◆ **SHORT PROBLEM**: Write out the material exactly, leaving every picture behind.

◆ **SUPPLIED DATA**:
__________
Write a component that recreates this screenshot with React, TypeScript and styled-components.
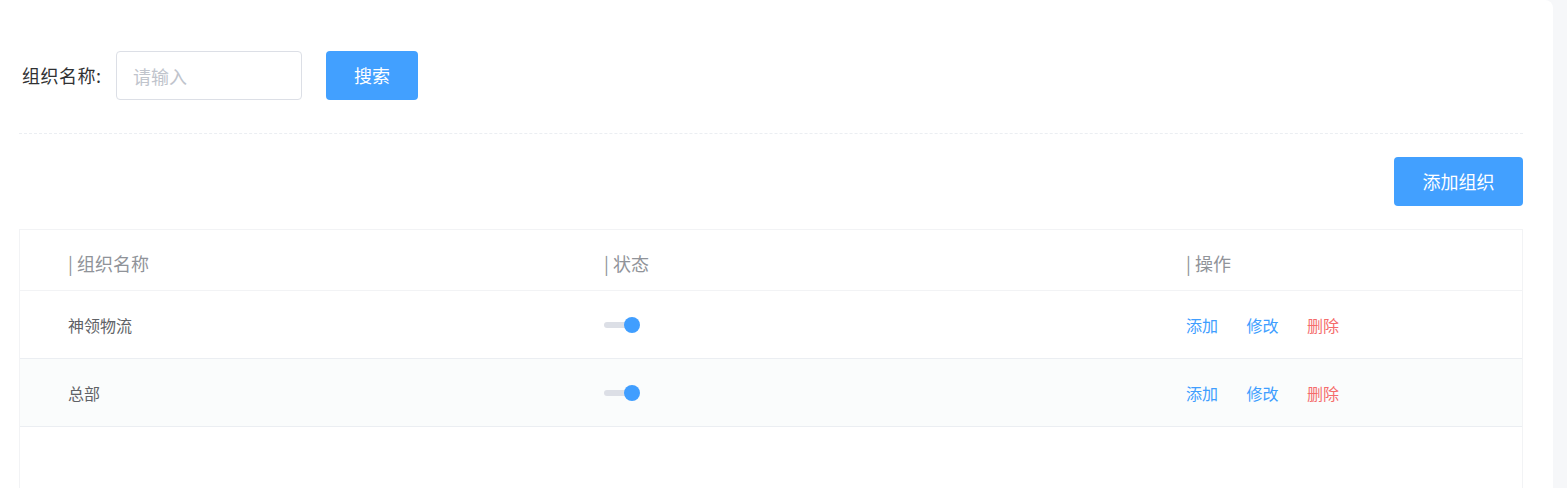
import React from "react";
import styled, { createGlobalStyle } from "styled-components";

const GlobalStyle = createGlobalStyle`
  html, body {
    margin: 0;
    padding: 0;
    background: #f6f7f9;
    font-family: "Noto Sans CJK SC", "Noto Sans", sans-serif;
    overflow: hidden;
  }
  * { box-sizing: border-box; }
`;

const Card = styled.div`
  width: 1553px;
  min-height: 488px;
  background: #fff;
  border-radius: 0 8px 0 0;
  padding: 51px 30px 0 19px;
`;

const SearchBar = styled.form`
  display: flex;
  align-items: center;
  padding-bottom: 33px;
  border-bottom: 1px dashed #ebeef2;
`;

const Label = styled.label`
  width: 97px;
  padding-left: 3px;
  font-size: 18px;
  line-height: 49px;
  color: #303133;
  white-space: nowrap;
  letter-spacing: 0.5px;
`;

const Input = styled.input`
  width: 186px;
  height: 49px;
  border: 1px solid #dcdfe6;
  border-radius: 4px;
  padding: 0 16px;
  font-family: inherit;
  font-size: 18px;
  color: #606266;
  outline: none;
  &::placeholder { color: #c0c4cc; }
`;

const PrimaryButton = styled.button<{ $w: number }>`
  width: ${(p) => p.$w}px;
  height: 49px;
  border: none;
  border-radius: 4px;
  background: #42a0ff;
  color: #fff;
  font-family: inherit;
  font-size: 18px;
  line-height: 49px;
  padding: 0;
  cursor: pointer;
`;

const SearchButton = styled(PrimaryButton)`
  margin-left: 24px;
`;

const Toolbar = styled.div`
  display: flex;
  justify-content: flex-end;
  padding: 23px 0;
`;

const Table = styled.div`
  border: 1px solid #f2f3f5;
  border-bottom: none;
  min-height: 300px;
`;

const Row = styled.div<{ $striped?: boolean; $head?: boolean }>`
  display: grid;
  grid-template-columns: 536px 582px 1fr;
  align-items: center;
  height: ${(p) => (p.$head ? 61 : 68)}px;
  border-bottom: 1px solid ${(p) => (p.$head ? "#f2f3f5" : "#ebeef2")};
  background: ${(p) => (p.$striped ? "#fafcfc" : "#fff")};
`;

const HeadCell = styled.div`
  padding-left: 48px;
  padding-top: 5px;
  font-size: 18px;
  line-height: 24px;
  color: #909399;
`;

const Cell = styled.div`
  padding-left: 48px;
  font-size: 16px;
  line-height: 22px;
  color: #606266;
  display: flex;
  align-items: center;
`;

const Switch = styled.span`
  position: relative;
  display: inline-block;
  width: 36px;
  height: 16px;
  margin-top: 1px;
`;

const Track = styled.span`
  position: absolute;
  left: 0;
  top: 5px;
  width: 30px;
  height: 6px;
  border-radius: 3px;
  background: #dcdfe6;
`;

const Thumb = styled.span`
  position: absolute;
  left: 20px;
  top: 0;
  width: 16px;
  height: 16px;
  border-radius: 50%;
  background: #409eff;
`;

const Actions = styled.div`
  display: flex;
  gap: 28.5px;
`;

const ActionLink = styled.a<{ $danger?: boolean }>`
  font-size: 16px;
  line-height: 22px;
  color: ${(p) => (p.$danger ? "#f56c6c" : "#409eff")};
  cursor: pointer;
  text-decoration: none;
`;

const rows = ["神领物流", "总部"];

export default function App() {
  return (
    <>
      <GlobalStyle />
      <Card>
        <SearchBar onSubmit={(e) => e.preventDefault()}>
          <Label>组织名称:</Label>
          <Input placeholder="请输入" />
          <SearchButton $w={92} type="submit">搜索</SearchButton>
        </SearchBar>
        <Toolbar>
          <PrimaryButton $w={129} type="button">添加组织</PrimaryButton>
        </Toolbar>
        <Table>
          <Row $head>
            <HeadCell>| 组织名称</HeadCell>
            <HeadCell>| 状态</HeadCell>
            <HeadCell>| 操作</HeadCell>
          </Row>
          {rows.map((name, i) => (
            <Row key={name} $striped={i % 2 === 1}>
              <Cell>{name}</Cell>
              <Cell>
                <Switch>
                  <Track />
                  <Thumb />
                </Switch>
              </Cell>
              <Cell>
                <Actions>
                  <ActionLink>添加</ActionLink>
                  <ActionLink>修改</ActionLink>
                  <ActionLink $danger>删除</ActionLink>
                </Actions>
              </Cell>
            </Row>
          ))}
        </Table>
      </Card>
    </>
  );
}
__________
◆ **RESPONSE TO THIS TASK**:
Write a component that recreates this screenshot with React, TypeScript and styled-components.
import React from "react";
import styled, { createGlobalStyle } from "styled-components";

const GlobalStyle = createGlobalStyle`
  html, body {
    margin: 0;
    padding: 0;
    background: #f6f7f9;
    font-family: "Noto Sans CJK SC", "Noto Sans", sans-serif;
    overflow: hidden;
  }
  * { box-sizing: border-box; }
`;

const Card = styled.div`
  width: 1553px;
  min-height: 488px;
  background: #fff;
  border-radius: 0 8px 0 0;
  padding: 51px 30px 0 19px;
`;

const SearchBar = styled.form`
  display: flex;
  align-items: center;
  padding-bottom: 33px;
  border-bottom: 1px dashed #ebeef2;
`;

const Label = styled.label`
  width: 97px;
  padding-left: 3px;
  font-size: 18px;
  line-height: 49px;
  color: #303133;
  white-space: nowrap;
  letter-spacing: 0.5px;
`;

const Input = styled.input`
  width: 186px;
  height: 49px;
  border: 1px solid #dcdfe6;
  border-radius: 4px;
  padding: 0 16px;
  font-family: inherit;
  font-size: 18px;
  color: #606266;
  outline: none;
  &::placeholder { color: #c0c4cc; }
`;

const PrimaryButton = styled.button<{ $w: number }>`
  width: ${(p) => p.$w}px;
  height: 49px;
  border: none;
  border-radius: 4px;
  background: #42a0ff;
  color: #fff;
  font-family: inherit;
  font-size: 18px;
  line-height: 49px;
  padding: 0;
  cursor: pointer;
`;

const SearchButton = styled(PrimaryButton)`
  margin-left: 24px;
`;

const Toolbar = styled.div`
  display: flex;
  justify-content: flex-end;
  padding: 23px 0;
`;

const Table = styled.div`
  border: 1px solid #f2f3f5;
  border-bottom: none;
  min-height: 300px;
`;

const Row = styled.div<{ $striped?: boolean; $head?: boolean }>`
  display: grid;
  grid-template-columns: 536px 582px 1fr;
  align-items: center;
  height: ${(p) => (p.$head ? 61 : 68)}px;
  border-bottom: 1px solid ${(p) => (p.$head ? "#f2f3f5" : "#ebeef2")};
  background: ${(p) => (p.$striped ? "#fafcfc" : "#fff")};
`;

const HeadCell = styled.div`
  padding-left: 48px;
  padding-top: 5px;
  font-size: 18px;
  line-height: 24px;
  color: #909399;
`;

const Cell = styled.div`
  padding-left: 48px;
  font-size: 16px;
  line-height: 22px;
  color: #606266;
  display: flex;
  align-items: center;
`;

const Switch = styled.span`
  position: relative;
  display: inline-block;
  width: 36px;
  height: 16px;
  margin-top: 1px;
`;

const Track = styled.span`
  position: absolute;
  left: 0;
  top: 5px;
  width: 30px;
  height: 6px;
  border-radius: 3px;
  background: #dcdfe6;
`;

const Thumb = styled.span`
  position: absolute;
  left: 20px;
  top: 0;
  width: 16px;
  height: 16px;
  border-radius: 50%;
  background: #409eff;
`;

const Actions = styled.div`
  display: flex;
  gap: 28.5px;
`;

const ActionLink = styled.a<{ $danger?: boolean }>`
  font-size: 16px;
  line-height: 22px;
  color: ${(p) => (p.$danger ? "#f56c6c" : "#409eff")};
  cursor: pointer;
  text-decoration: none;
`;

const rows = ["神领物流", "总部"];

export default function App() {
  return (
    <>
      <GlobalStyle />
      <Card>
        <SearchBar onSubmit={(e) => e.preventDefault()}>
          <Label>组织名称:</Label>
          <Input placeholder="请输入" />
          <SearchButton $w={92} type="submit">搜索</SearchButton>
        </SearchBar>
        <Toolbar>
          <PrimaryButton $w={129} type="button">添加组织</PrimaryButton>
        </Toolbar>
        <Table>
          <Row $head>
            <HeadCell>| 组织名称</HeadCell>
            <HeadCell>| 状态</HeadCell>
            <HeadCell>| 操作</HeadCell>
          </Row>
          {rows.map((name, i) => (
            <Row key={name} $striped={i % 2 === 1}>
              <Cell>{name}</Cell>
              <Cell>
                <Switch>
                  <Track />
                  <Thumb />
                </Switch>
              </Cell>
              <Cell>
                <Actions>
                  <ActionLink>添加</ActionLink>
                  <ActionLink>修改</ActionLink>
                  <ActionLink $danger>删除</ActionLink>
                </Actions>
              </Cell>
            </Row>
          ))}
        </Table>
      </Card>
    </>
  );
}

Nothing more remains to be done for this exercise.